## What is being asked
Skip the pictures. Transcribe the rest of the data below without changing a word.

:::

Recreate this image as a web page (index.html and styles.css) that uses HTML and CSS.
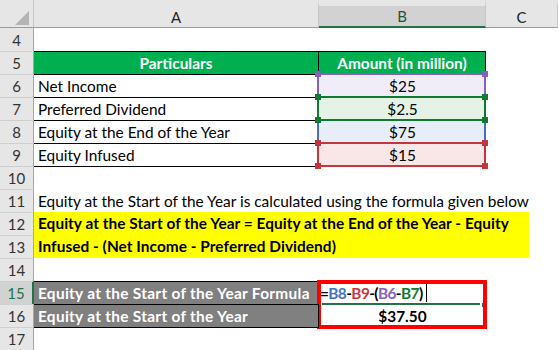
FILE: index.html
```html
<!DOCTYPE html>
<html>
<head>
<meta charset="utf-8">
<link rel="stylesheet" href="styles.css">
</head>
<body>
<div class="sheet">
  <div class="corner"><svg width="33" height="27" viewBox="0 0 33 27"><polygon points="15,25 29,25 29,11" fill="#b4b4b4"/></svg></div>
  <div class="ch">A</div>
  <div class="ch sel">B</div>
  <div class="ch">C</div>

  <div class="rh first">4</div><div class="c"></div><div class="c"></div><div class="c"></div>

  <div class="rh">5</div>
  <div class="c hdr bt br">Particulars</div>
  <div class="c hdr bt br">Amount (in million)</div>
  <div class="c"></div>

  <div class="rh">6</div>
  <div class="c bt">Net Income</div>
  <div class="c val purple"><span class="rng"><i class="h tl"></i><i class="h tr"></i><i class="h bl"></i><i class="h brr"></i></span>$25</div>
  <div class="c"></div>

  <div class="rh">7</div>
  <div class="c bt">Preferred Dividend</div>
  <div class="c val green"><span class="rng"><i class="h tl"></i><i class="h tr"></i><i class="h bl"></i><i class="h brr"></i></span>$2.5</div>
  <div class="c"></div>

  <div class="rh">8</div>
  <div class="c bt">Equity at the End of the Year</div>
  <div class="c val blue"><span class="rng"></span>$75</div>
  <div class="c"></div>

  <div class="rh">9</div>
  <div class="c bt">Equity Infused</div>
  <div class="c val red"><span class="rng"><i class="h tl"></i><i class="h tr"></i><i class="h bl"></i><i class="h brr"></i></span>$15</div>
  <div class="c"></div>

  <div class="rh">10</div><div class="c bt"></div><div class="c"></div><div class="c"></div>

  <div class="rh">11</div>
  <div class="c span3">Equity at the Start of the Year is calculated using the formula given below</div>

  <div class="rh">12</div>
  <div class="merged"><div class="yellow">Equity at the Start of the Year = Equity at the End of the Year - Equity<br>Infused - (Net Income - Preferred Dividend)</div></div>
  <div class="rh">13</div>

  <div class="rh">14</div><div class="c"></div><div class="c"></div><div class="c"></div>

  <div class="rh active">15</div>
  <div class="c gray bt br">Equity at the Start of the Year Formula</div>
  <div class="result">
    <div class="frow">=<span class="rb">B8</span>-<span class="rr">B9</span>-(<span class="rp">B6</span>-<span class="rg">B7</span>)<span class="cursor"></span></div>
    <div class="vrow">$37.50</div>
    <span class="active-line"></span><span class="active-handle"></span>
    <span class="redbox"></span>
  </div>
  <div class="c"></div>

  <div class="rh">16</div>
  <div class="c gray bt br">Equity at the Start of the Year</div>
  <div class="c"></div>

  <div class="rh">17</div><div class="c bt"></div><div class="c"></div><div class="c"></div>
</div>
</body>
</html>
```

FILE: styles.css
```css
html, body {
  margin: 0;
  padding: 0;
  background: #fff;
}

.sheet {
  display: grid;
  grid-template-columns: 34px 285px 167px 1fr;
  grid-template-rows: 28px repeat(14, 23px);
  width: 558px;
  height: 350px;
  overflow: hidden;
  font-family: "Lato", "Liberation Sans", sans-serif;
  font-size: 15.4px;
  color: #000;
}

.corner {
  box-sizing: border-box;
  background: #e6e6e6;
  border-right: 1px solid #c8c8c8;
  border-bottom: 1px solid #9b9b9b;
}
.corner svg { display: block; }

.ch {
  box-sizing: border-box;
  background: #e6e6e6;
  border-top: 6px solid #e6e6e6;
  border-bottom: 1px solid #9b9b9b;
  border-right: 1px solid #c6c6c6;
  display: flex;
  align-items: center;
  justify-content: center;
  color: #222;
  font-size: 15px;
}
.ch.sel {
  background: #d2d2d2;
  border-bottom: 2px solid #217346;
  color: #1f5236;
}

.rh {
  box-sizing: border-box;
  background: #e6e6e6;
  border-right: 1px solid #a6a6a6;
  border-top: 1px solid #cfcfcf;
  display: flex;
  align-items: center;
  justify-content: center;
  color: #333;
  font-size: 15px;
}
.rh.first { border-top: none; }
.rh.active {
  background: #d2d2d2;
  color: #217346;
  border-right: 2px solid #217346;
}

.c {
  box-sizing: border-box;
  display: flex;
  align-items: center;
  padding: 0 4px;
  white-space: nowrap;
  position: relative;
}
.bt { border-top: 1px solid #000; }
.br { border-right: 1px solid #000; }

.hdr {
  background: #00b050;
  color: #fff;
  font-weight: bold;
  justify-content: center;
}

.val { justify-content: center; }
.purple { background: #f0edf8; --rc: #8562c2; z-index: 2; }
.green { background: #e5f2e6; --rc: #117a31; z-index: 3; }
.blue { background: #e8eef8; --rc: #4472c4; z-index: 1; }
.red { background: #f9e7e7; --rc: #c4363c; z-index: 4; }

.rng {
  position: absolute;
  left: -2px;
  right: 0;
  top: -1px;
  bottom: -1px;
  border: 2px solid var(--rc);
  pointer-events: none;
}
.h {
  position: absolute;
  width: 6px;
  height: 6px;
  background: var(--rc);
}
.h.tl { left: -4px; top: -4px; }
.h.tr { right: -4px; top: -4px; }
.h.bl { left: -4px; bottom: -4px; }
.h.brr { right: -4px; bottom: -4px; }

.span3 { grid-column: span 3; }

.merged {
  grid-column: span 3;
  grid-row: span 2;
}
.yellow {
  box-sizing: border-box;
  width: 495px;
  height: 46px;
  background: #ffff00;
  font-weight: bold;
  line-height: 23px;
  padding-left: 4px;
  white-space: nowrap;
  letter-spacing: 0.05px;
}

.gray {
  background: #808080;
  color: #fff;
  font-weight: bold;
  letter-spacing: 0.3px;
}

.result {
  grid-row: span 2;
  position: relative;
  display: grid;
  grid-template-rows: 23px 23px;
  font-weight: bold;
}
.frow {
  display: flex;
  align-items: center;
  padding-left: 1px;
  white-space: nowrap;
  letter-spacing: -0.6px;
}
.vrow {
  display: flex;
  align-items: center;
  justify-content: center;
}
.rb { color: #4472c4; }
.rr { color: #c4363c; }
.rp { color: #8562c2; }
.rg { color: #117a31; }
.cursor {
  display: inline-block;
  width: 1px;
  height: 19px;
  background: #000;
  margin-left: 3px;
}
.active-line {
  position: absolute;
  left: 3px;
  top: 22px;
  width: 158px;
  height: 2px;
  background: #217346;
}
.active-handle {
  position: absolute;
  left: 163px;
  top: 22px;
  width: 3px;
  height: 4px;
  background: #217346;
}
.redbox {
  position: absolute;
  left: -2px;
  right: -1px;
  top: -1px;
  bottom: -2px;
  border: 4px solid #ff0000;
  pointer-events: none;
}
```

:::

## Written reply
Recreate this image as a web page (index.html and styles.css) that uses HTML and CSS.
FILE: index.html
```html
<!DOCTYPE html>
<html>
<head>
<meta charset="utf-8">
<link rel="stylesheet" href="styles.css">
</head>
<body>
<div class="sheet">
  <div class="corner"><svg width="33" height="27" viewBox="0 0 33 27"><polygon points="15,25 29,25 29,11" fill="#b4b4b4"/></svg></div>
  <div class="ch">A</div>
  <div class="ch sel">B</div>
  <div class="ch">C</div>

  <div class="rh first">4</div><div class="c"></div><div class="c"></div><div class="c"></div>

  <div class="rh">5</div>
  <div class="c hdr bt br">Particulars</div>
  <div class="c hdr bt br">Amount (in million)</div>
  <div class="c"></div>

  <div class="rh">6</div>
  <div class="c bt">Net Income</div>
  <div class="c val purple"><span class="rng"><i class="h tl"></i><i class="h tr"></i><i class="h bl"></i><i class="h brr"></i></span>$25</div>
  <div class="c"></div>

  <div class="rh">7</div>
  <div class="c bt">Preferred Dividend</div>
  <div class="c val green"><span class="rng"><i class="h tl"></i><i class="h tr"></i><i class="h bl"></i><i class="h brr"></i></span>$2.5</div>
  <div class="c"></div>

  <div class="rh">8</div>
  <div class="c bt">Equity at the End of the Year</div>
  <div class="c val blue"><span class="rng"></span>$75</div>
  <div class="c"></div>

  <div class="rh">9</div>
  <div class="c bt">Equity Infused</div>
  <div class="c val red"><span class="rng"><i class="h tl"></i><i class="h tr"></i><i class="h bl"></i><i class="h brr"></i></span>$15</div>
  <div class="c"></div>

  <div class="rh">10</div><div class="c bt"></div><div class="c"></div><div class="c"></div>

  <div class="rh">11</div>
  <div class="c span3">Equity at the Start of the Year is calculated using the formula given below</div>

  <div class="rh">12</div>
  <div class="merged"><div class="yellow">Equity at the Start of the Year = Equity at the End of the Year - Equity<br>Infused - (Net Income - Preferred Dividend)</div></div>
  <div class="rh">13</div>

  <div class="rh">14</div><div class="c"></div><div class="c"></div><div class="c"></div>

  <div class="rh active">15</div>
  <div class="c gray bt br">Equity at the Start of the Year Formula</div>
  <div class="result">
    <div class="frow">=<span class="rb">B8</span>-<span class="rr">B9</span>-(<span class="rp">B6</span>-<span class="rg">B7</span>)<span class="cursor"></span></div>
    <div class="vrow">$37.50</div>
    <span class="active-line"></span><span class="active-handle"></span>
    <span class="redbox"></span>
  </div>
  <div class="c"></div>

  <div class="rh">16</div>
  <div class="c gray bt br">Equity at the Start of the Year</div>
  <div class="c"></div>

  <div class="rh">17</div><div class="c bt"></div><div class="c"></div><div class="c"></div>
</div>
</body>
</html>
```

FILE: styles.css
```css
html, body {
  margin: 0;
  padding: 0;
  background: #fff;
}

.sheet {
  display: grid;
  grid-template-columns: 34px 285px 167px 1fr;
  grid-template-rows: 28px repeat(14, 23px);
  width: 558px;
  height: 350px;
  overflow: hidden;
  font-family: "Lato", "Liberation Sans", sans-serif;
  font-size: 15.4px;
  color: #000;
}

.corner {
  box-sizing: border-box;
  background: #e6e6e6;
  border-right: 1px solid #c8c8c8;
  border-bottom: 1px solid #9b9b9b;
}
.corner svg { display: block; }

.ch {
  box-sizing: border-box;
  background: #e6e6e6;
  border-top: 6px solid #e6e6e6;
  border-bottom: 1px solid #9b9b9b;
  border-right: 1px solid #c6c6c6;
  display: flex;
  align-items: center;
  justify-content: center;
  color: #222;
  font-size: 15px;
}
.ch.sel {
  background: #d2d2d2;
  border-bottom: 2px solid #217346;
  color: #1f5236;
}

.rh {
  box-sizing: border-box;
  background: #e6e6e6;
  border-right: 1px solid #a6a6a6;
  border-top: 1px solid #cfcfcf;
  display: flex;
  align-items: center;
  justify-content: center;
  color: #333;
  font-size: 15px;
}
.rh.first { border-top: none; }
.rh.active {
  background: #d2d2d2;
  color: #217346;
  border-right: 2px solid #217346;
}

.c {
  box-sizing: border-box;
  display: flex;
  align-items: center;
  padding: 0 4px;
  white-space: nowrap;
  position: relative;
}
.bt { border-top: 1px solid #000; }
.br { border-right: 1px solid #000; }

.hdr {
  background: #00b050;
  color: #fff;
  font-weight: bold;
  justify-content: center;
}

.val { justify-content: center; }
.purple { background: #f0edf8; --rc: #8562c2; z-index: 2; }
.green { background: #e5f2e6; --rc: #117a31; z-index: 3; }
.blue { background: #e8eef8; --rc: #4472c4; z-index: 1; }
.red { background: #f9e7e7; --rc: #c4363c; z-index: 4; }

.rng {
  position: absolute;
  left: -2px;
  right: 0;
  top: -1px;
  bottom: -1px;
  border: 2px solid var(--rc);
  pointer-events: none;
}
.h {
  position: absolute;
  width: 6px;
  height: 6px;
  background: var(--rc);
}
.h.tl { left: -4px; top: -4px; }
.h.tr { right: -4px; top: -4px; }
.h.bl { left: -4px; bottom: -4px; }
.h.brr { right: -4px; bottom: -4px; }

.span3 { grid-column: span 3; }

.merged {
  grid-column: span 3;
  grid-row: span 2;
}
.yellow {
  box-sizing: border-box;
  width: 495px;
  height: 46px;
  background: #ffff00;
  font-weight: bold;
  line-height: 23px;
  padding-left: 4px;
  white-space: nowrap;
  letter-spacing: 0.05px;
}

.gray {
  background: #808080;
  color: #fff;
  font-weight: bold;
  letter-spacing: 0.3px;
}

.result {
  grid-row: span 2;
  position: relative;
  display: grid;
  grid-template-rows: 23px 23px;
  font-weight: bold;
}
.frow {
  display: flex;
  align-items: center;
  padding-left: 1px;
  white-space: nowrap;
  letter-spacing: -0.6px;
}
.vrow {
  display: flex;
  align-items: center;
  justify-content: center;
}
.rb { color: #4472c4; }
.rr { color: #c4363c; }
.rp { color: #8562c2; }
.rg { color: #117a31; }
.cursor {
  display: inline-block;
  width: 1px;
  height: 19px;
  background: #000;
  margin-left: 3px;
}
.active-line {
  position: absolute;
  left: 3px;
  top: 22px;
  width: 158px;
  height: 2px;
  background: #217346;
}
.active-handle {
  position: absolute;
  left: 163px;
  top: 22px;
  width: 3px;
  height: 4px;
  background: #217346;
}
.redbox {
  position: absolute;
  left: -2px;
  right: -1px;
  top: -1px;
  bottom: -2px;
  border: 4px solid #ff0000;
  pointer-events: none;
}
```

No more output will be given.